Check out the rest of the series below.
Urban Dictionary defines “White Girl Wasted” as “the phenomenon which occurs when a person consumes too much alcohol and proceeds to embarrass themselves and their friends for however long they remain conscious.” You know it when you see it: the dancing, yelling, singing, fighting, crying. It’s a tale as old as time — or at least as old as tabloids and celebrity gossip blogs. Celebrity scandals are cash cows for mainstream media outlets, capitalizing off the ugliest moments in an otherwise carefully architected Hollywood landscape. Ultimately, the media needs young starlets committing acts of self-destruction for their own publicity and revenue. Simultaneously, the star benefits from the attention too.

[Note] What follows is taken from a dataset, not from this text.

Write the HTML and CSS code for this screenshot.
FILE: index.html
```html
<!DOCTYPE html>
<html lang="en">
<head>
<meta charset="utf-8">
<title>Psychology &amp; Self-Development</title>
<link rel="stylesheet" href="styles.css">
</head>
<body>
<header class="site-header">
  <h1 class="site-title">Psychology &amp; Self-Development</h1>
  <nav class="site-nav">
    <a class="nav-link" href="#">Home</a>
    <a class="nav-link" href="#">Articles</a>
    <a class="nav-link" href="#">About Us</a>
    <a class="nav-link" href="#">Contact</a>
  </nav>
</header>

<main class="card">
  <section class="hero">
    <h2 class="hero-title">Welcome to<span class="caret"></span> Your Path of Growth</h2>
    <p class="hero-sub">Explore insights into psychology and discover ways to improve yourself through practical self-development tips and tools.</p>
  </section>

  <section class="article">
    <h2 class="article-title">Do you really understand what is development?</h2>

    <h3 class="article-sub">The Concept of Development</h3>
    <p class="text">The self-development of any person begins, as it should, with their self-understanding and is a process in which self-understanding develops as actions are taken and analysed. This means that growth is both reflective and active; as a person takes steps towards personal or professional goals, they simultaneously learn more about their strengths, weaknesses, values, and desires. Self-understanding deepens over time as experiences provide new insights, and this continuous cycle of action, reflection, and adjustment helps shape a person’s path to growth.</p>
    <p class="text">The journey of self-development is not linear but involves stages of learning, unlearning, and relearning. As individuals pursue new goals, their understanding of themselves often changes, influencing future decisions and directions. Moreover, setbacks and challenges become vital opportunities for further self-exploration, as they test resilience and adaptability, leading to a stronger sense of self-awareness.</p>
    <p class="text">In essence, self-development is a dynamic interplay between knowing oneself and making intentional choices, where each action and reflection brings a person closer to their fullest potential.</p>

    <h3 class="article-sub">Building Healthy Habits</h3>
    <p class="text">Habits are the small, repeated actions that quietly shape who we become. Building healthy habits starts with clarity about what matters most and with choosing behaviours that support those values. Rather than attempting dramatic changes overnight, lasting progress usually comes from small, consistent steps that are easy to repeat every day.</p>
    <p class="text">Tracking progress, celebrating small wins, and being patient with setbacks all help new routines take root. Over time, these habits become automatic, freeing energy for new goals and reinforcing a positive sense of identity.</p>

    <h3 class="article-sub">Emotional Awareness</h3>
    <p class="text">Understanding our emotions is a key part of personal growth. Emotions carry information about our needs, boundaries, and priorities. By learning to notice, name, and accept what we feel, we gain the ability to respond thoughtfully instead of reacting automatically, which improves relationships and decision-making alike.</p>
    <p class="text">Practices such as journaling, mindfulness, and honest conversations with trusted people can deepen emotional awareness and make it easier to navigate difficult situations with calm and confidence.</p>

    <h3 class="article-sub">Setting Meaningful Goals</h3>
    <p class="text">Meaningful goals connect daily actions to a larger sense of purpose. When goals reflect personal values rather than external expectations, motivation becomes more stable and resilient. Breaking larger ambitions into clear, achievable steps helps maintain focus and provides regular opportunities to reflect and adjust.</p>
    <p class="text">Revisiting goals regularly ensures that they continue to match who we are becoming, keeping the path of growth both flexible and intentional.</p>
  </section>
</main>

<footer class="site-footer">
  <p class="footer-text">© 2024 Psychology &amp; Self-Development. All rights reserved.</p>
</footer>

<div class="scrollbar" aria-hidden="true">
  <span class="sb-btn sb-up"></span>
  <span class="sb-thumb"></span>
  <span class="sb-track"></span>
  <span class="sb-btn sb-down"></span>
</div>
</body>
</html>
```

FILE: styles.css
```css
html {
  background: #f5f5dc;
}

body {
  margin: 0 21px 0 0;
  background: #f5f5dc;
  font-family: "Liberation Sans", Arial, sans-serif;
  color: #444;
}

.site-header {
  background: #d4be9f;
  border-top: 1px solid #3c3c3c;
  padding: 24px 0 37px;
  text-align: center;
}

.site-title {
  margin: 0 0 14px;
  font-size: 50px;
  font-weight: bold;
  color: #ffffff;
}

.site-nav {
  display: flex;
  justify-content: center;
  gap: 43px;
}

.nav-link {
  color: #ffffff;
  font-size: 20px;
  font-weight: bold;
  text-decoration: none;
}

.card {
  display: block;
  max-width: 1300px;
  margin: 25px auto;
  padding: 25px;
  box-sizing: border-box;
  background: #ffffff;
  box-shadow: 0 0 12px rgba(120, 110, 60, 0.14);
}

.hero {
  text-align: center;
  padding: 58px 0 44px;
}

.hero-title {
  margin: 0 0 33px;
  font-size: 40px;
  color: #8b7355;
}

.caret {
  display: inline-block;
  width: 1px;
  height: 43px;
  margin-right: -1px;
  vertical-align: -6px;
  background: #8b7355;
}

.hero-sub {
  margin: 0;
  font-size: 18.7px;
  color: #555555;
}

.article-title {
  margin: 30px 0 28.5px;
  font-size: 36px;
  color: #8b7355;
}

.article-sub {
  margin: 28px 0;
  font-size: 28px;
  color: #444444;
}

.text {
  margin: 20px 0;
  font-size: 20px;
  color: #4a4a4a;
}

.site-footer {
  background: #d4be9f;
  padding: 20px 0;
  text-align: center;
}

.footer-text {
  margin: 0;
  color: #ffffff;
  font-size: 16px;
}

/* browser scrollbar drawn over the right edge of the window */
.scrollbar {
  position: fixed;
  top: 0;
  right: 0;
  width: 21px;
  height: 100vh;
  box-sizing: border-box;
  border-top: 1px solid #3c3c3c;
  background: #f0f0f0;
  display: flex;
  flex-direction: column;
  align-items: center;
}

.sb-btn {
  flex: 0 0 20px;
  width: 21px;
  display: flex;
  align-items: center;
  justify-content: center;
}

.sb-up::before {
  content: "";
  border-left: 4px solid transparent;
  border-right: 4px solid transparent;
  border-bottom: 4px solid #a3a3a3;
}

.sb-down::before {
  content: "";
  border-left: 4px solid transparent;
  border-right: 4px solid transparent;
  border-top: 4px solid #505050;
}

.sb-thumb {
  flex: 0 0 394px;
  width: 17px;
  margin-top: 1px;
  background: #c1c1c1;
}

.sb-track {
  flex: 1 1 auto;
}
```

In Cara Benedetto’s solo exhibition WGW at Rose Easton Gallery in London, she explores the construction of white femininity and victimhood, critiquing what society thinks women in power should look like. Instead of portraying Elizabeth I herself, Benedetto depicts a polished Margot Robbie side by side with herself as the character, with the caption “OMG TINA!!!” Similarly displayed is Kristen Stewart, doubled as the late Princess Diana with her signature closed mouth smile and baby doe eyes. The facial features of Stewart reveals a yearning, one that mirrored Diana’s throughout her time as the Princess of Wales, signaling someone to save her from the circumstances and her own personal self-inflicted hell. Through her depiction of chastised historical figures and the celebrity actresses that portrayed them, Benedetto illustrates even the most privileged woman can’t help but self-destruct — but when they do, their appearances afford them a level of grace denied to most. They are vindicated by the spectacle of their spiral, because we choose to be front row viewers of the trainwrecks we can’t look away from.

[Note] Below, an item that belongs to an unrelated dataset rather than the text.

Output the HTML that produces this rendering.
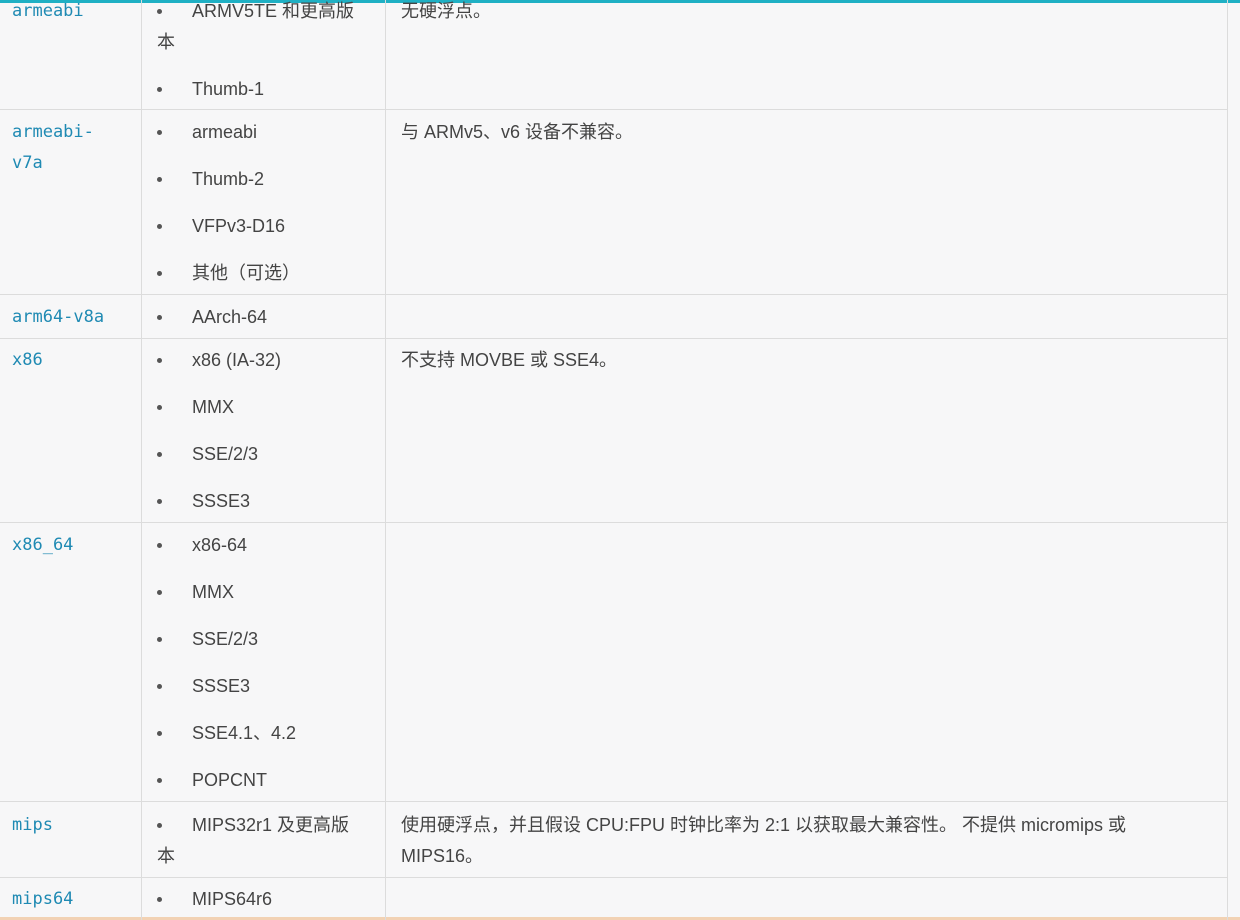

In a PowerPoint video titled Hill and Lizzy @ Kegger, Hillary Clinton asks Queen Elizabeth if ‘she’s seen her bong?’ Benedetto at first, seems to be making a more tongue-in-cheek pass at the two. She subtly critiques the brashness of the subjects, yet treads towards a more nonchalant response satirizing a neo-feminist or “girl boss” take. Perhaps in 2016, at the peak of Women’s Marches and Trump protests, Benedetto would have had an explicitly critical response to these women in power through a more preachy form of captioning and symbolism. However, the paintings are indicative of changing socio-political stances and a feminist rejection of a monotonous political climate.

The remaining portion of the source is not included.